La mejor definición de democracia es la que la considera el mejor método político de resolución de conflictos. En esta clase de regímenes, basados en la pluralidad, en la diversidad y en la aceptación sistémica del otro, las controversias, la confrontación entre intereses y las diferencias políticas se resuelven a través de la dialéctica, enmarcada en un contrato social de tolerancia y de respeto, y en última instancia, a través del voto popular. Dicho esto, la experiencia demuestra que la democracia es inseparable del mercado; las utopías colectivistas, nunca consumadas del todo, murieron definitivamente al derribarse el Muro de Berlín en 1989. Hoy, toda la izquierda significativa de occidente es más o menos socialdemócrata, es decir, propone una gestión igualitaria y compasiva del capitalismo, basada en un sistema fiscal progresivo que asegure el mantenimiento de un estado de bienestar que acoja a todos. Fuera de este ámbito, solo hay radicalismo inútil.

La Constitución de 1978 se basa en estos criterios. De hecho, Santiago Carrillo, que contribuyó decisivamente a legitimar aquel consenso fundacional, había enterrado en el eurocomunismo la ineficiente dictadura del proletariado y, de forma tácita, ya entendía que el ideal de la izquierda democrática consistía en integrar a todo el mundo en una sociedad abierta y solidaria.

En este marco constitucional, el Estado se reserva la organización social y en economía renuncia a tareas productivas y se ocupa de preservar la competencia, a arbitrar el pacto social y a defender a los consumidores. La actividad económica está en manos de empresarios y trabajadores, que acuerdan sus relaciones mediante la negociación colectiva. Resulta por lo tanto pueril y contraproducente resumir este binomio en una pugna permanente entre buenos y malos. Habrá sin duda empresarios avarientos y explotadores, pero la realidad contrastable es que el emprendedor actúa las más de las veces con elevado sentido social y concibe la empresa como el escenario colectivo de la realización de todos los partícipes.

Desde el comienzo de la actual coalición de gobierno, Unidas Podemos ha tenido gran cuidado en diferenciarse del PSOE. Es hasta cierto punto razonable que así sea, ya que en el socialismo democrático hay grados, pero no es tolerable que la izquierda de la izquierda, más radical que su socio mayor, base su estrategia en la denigración del empresariado.
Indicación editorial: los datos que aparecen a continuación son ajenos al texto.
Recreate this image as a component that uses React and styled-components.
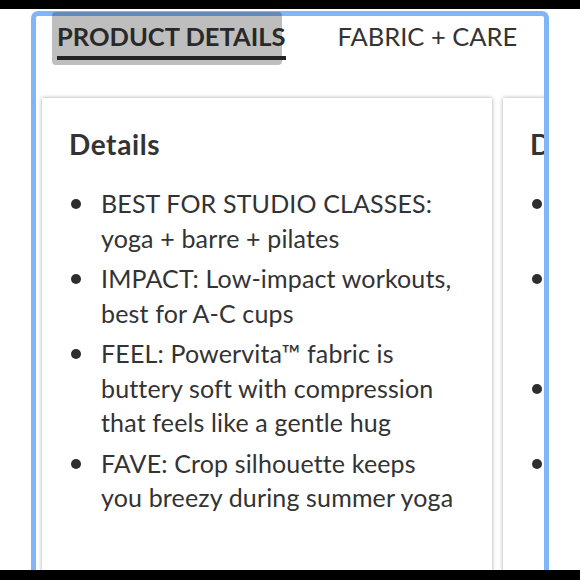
import React from "react";
import styled, { createGlobalStyle } from "styled-components";

const GlobalStyle = createGlobalStyle`
  html, body { margin: 0; padding: 0; background: #fff; }
  body { font-family: Lato, "Noto Sans", sans-serif; color: #333; }
  * { box-sizing: border-box; }
`;

const Screen = styled.div`
  width: 580px;
  height: 580px;
  display: flex;
  flex-direction: column;
  overflow: hidden;
  background: #fff;
`;

const BlackBar = styled.div`
  height: ${(p) => p.$h}px;
  flex-shrink: 0;
  background: #000;
`;

const Viewport = styled.div`
  flex: 1;
  position: relative;
  overflow: hidden;
  padding: 2px 31px 0 31px;
`;

const Frame = styled.div`
  height: 620px;
  border: 5px solid #80b5f6;
  border-radius: 7px 7px 0 0;
  background: #fff;
  overflow: hidden;
`;

const Tabs = styled.div`
  display: flex;
  align-items: flex-start;
  gap: 52px;
  padding: 5px 0 0 21px;
`;

const Tab = styled.div`
  font-size: 25.5px;
  line-height: 30px;
  font-weight: ${(p) => (p.$active ? 700 : 400)};
  color: ${(p) => (p.$active ? "#2a2a2a" : "#333")};
  padding-bottom: 5px;
  border-bottom: 4px solid ${(p) => (p.$active ? "#222" : "transparent")};
  white-space: nowrap;
`;

const Selection = styled.div`
  position: absolute;
  left: 52px;
  top: 3px;
  width: 230px;
  height: 53px;
  border-radius: 4px;
  background: rgba(40, 40, 40, 0.3);
  pointer-events: none;
`;

const Cards = styled.div`
  display: flex;
  gap: 11px;
  padding-left: 6px;
  margin-top: 38px;
`;

const Card = styled.div`
  flex-shrink: 0;
  width: 450px;
  height: 520px;
  background: #fff;
  box-shadow: 0 0 4px rgba(0, 0, 0, 0.35);
  padding: 29px 35px 0 27px;
`;

const Heading = styled.h2`
  margin: 0 0 25px 0;
  font-size: 28px;
  line-height: 34px;
  letter-spacing: 0.6px;
  font-weight: 700;
  color: #333;
`;

const List = styled.ul`
  margin: 0;
  padding: 0;
  list-style: none;
  display: flex;
  flex-direction: column;
  gap: 6px;
`;

const Item = styled.li`
  display: grid;
  grid-template-columns: 32px 1fr;
  font-size: 25px;
  line-height: 34.5px;
  letter-spacing: 0.15px;
  font-weight: 400;
  color: #333;
`;

const Dot = styled.span`
  width: 10px;
  height: 10px;
  margin: 13px 0 0 2px;
  border-radius: 50%;
  background: #2e2e2e;
`;

const details = [
  "BEST FOR STUDIO CLASSES: yoga + barre + pilates",
  "IMPACT: Low-impact workouts, best for A-C cups",
  "FEEL: Powervita™ fabric is buttery soft with compression that feels like a gentle hug",
  "FAVE: Crop silhouette keeps you breezy during summer yoga",
];

const details2 = [
  "BEST FOR STUDIO CLASSES: yoga + barre + pilates",
  "FEEL: Powervita™ fabric is buttery soft with compression that feels like a gentle hug",
  "IMPACT: Low-impact workouts, best for A-C cups",
  "FAVE: High waist stays put during every flow",
];

function DetailCard({ items }) {
  return (
    <Card>
      <Heading>Details</Heading>
      <List>
        {items.map((t) => (
          <Item key={t}>
            <Dot />
            <span>{t}</span>
          </Item>
        ))}
      </List>
    </Card>
  );
}

export default function App() {
  return (
    <>
      <GlobalStyle />
      <Screen>
        <BlackBar $h={9} />
        <Viewport>
          <Frame>
            <Tabs>
              <Tab $active>PRODUCT DETAILS</Tab>
              <Tab>FABRIC + CARE</Tab>
            </Tabs>
            <Cards>
              <DetailCard items={details} />
              <DetailCard items={details2} />
            </Cards>
          </Frame>
          <Selection />
        </Viewport>
        <BlackBar $h={10} />
      </Screen>
    </>
  );
}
Cuando todavía resuenan ciertas críticas, básicamente injustas, a emprendedores que han creado decenas de miles de puestos de trabajo, Ferrovial, cuyo mayor accionista es la familia Del Pino, ha decidido trasladar su sede central a Países Bajos.

Las razones de ello son controvertidas y seguramente complejas: Holanda es considerada por algunos un paraíso fiscal porque, aunque con tipos del IS semejantes a los nuestros, da un tratamiento benigno a las participadas, en tanto la bolsa de Ámsterdam es actualmente la mejor plataforma para dar el salto a los Estados Unidos, que es donde Ferrovial quiere centrarse. Ya en 2015, con Rajoy en el gobierno, se constituía Ferrovial Internacional en Holanda, que concentraba el 85% de la actividad, con lo que solo quedaba en Madrid la gestión en España. En el momento actual, el 89% del valor de Ferrovial está en América del Norte (Estados Unidos y Canadá), el 7% en el Reino Unido, el 5% en España y el 3% en Polonia.
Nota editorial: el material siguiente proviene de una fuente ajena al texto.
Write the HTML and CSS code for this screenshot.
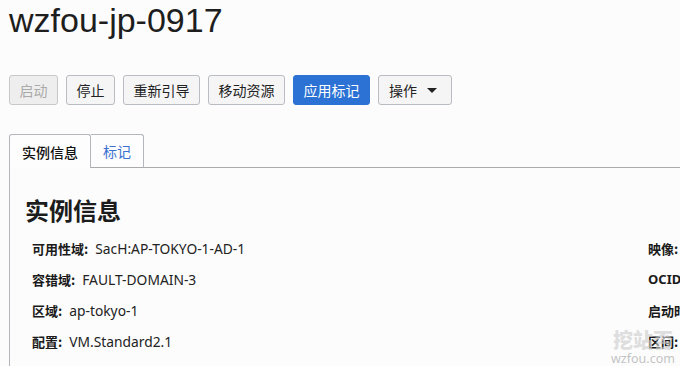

El beneficio que Ferrovial obtendrá del traslado es discutible, lo que sugiere que la medida se debe a motivos, digamos, ambientales. La racionalidad económica, que es inflexible y que provocó la deserción de miles de empresas tras el ‘procés’ catalán, actúa también ahora ante un clima que bastantes empresarios consideran hostil. Rafael del Pino, conocido por su carácter duro, ha considerado injusto este clima, y argumentando algunas carencias de nuestro modelo —en España existe un límite al beneficio de las concesiones del 3%, que paraliza en la práctica la colaboración público privada—, ha decidido romper la baraja, valiéndose de la existencia del mercado único europeo y de la trasnacionalidad de las multinacionales. Este mismo fin de semana, el Financial Times informaba que la tecnológica Arms, de SoftBank, y el grupo de construcción CRH dejaban su sede londinense para trasladarse a NY. Los movimientos son diarios, y debemos acostumbrarnos a ellos.

Con todo, en el cambio de residencia de Ferrovial interviene un elemento clave que debería ser ponderado: el patriotismo. Es innegable que esta defección es un mazazo sobre el atractivo español que afecta a las inversiones, que por cierto crecieron el 87,7% en el primer semestre de 2022, y sobre el prestigio de nuestro sistema económico. Se podría argumentar ante Rafael del Pino cierto deber moral de contribuir a sostener las columnas de su propio país. Pero para ello, sería deseable que los partidos y los gobiernos —este y los que puedan venir a continuación— tengan en cuenta determinadas demandas empresariales —planes de inversión pública, mejor tratamiento de las concesiones, reconocimiento social— que realcen el prestigio de los empresarios y faciliten de forma paccionada una complicidad más intensa y permanente entre el interés privado y el público.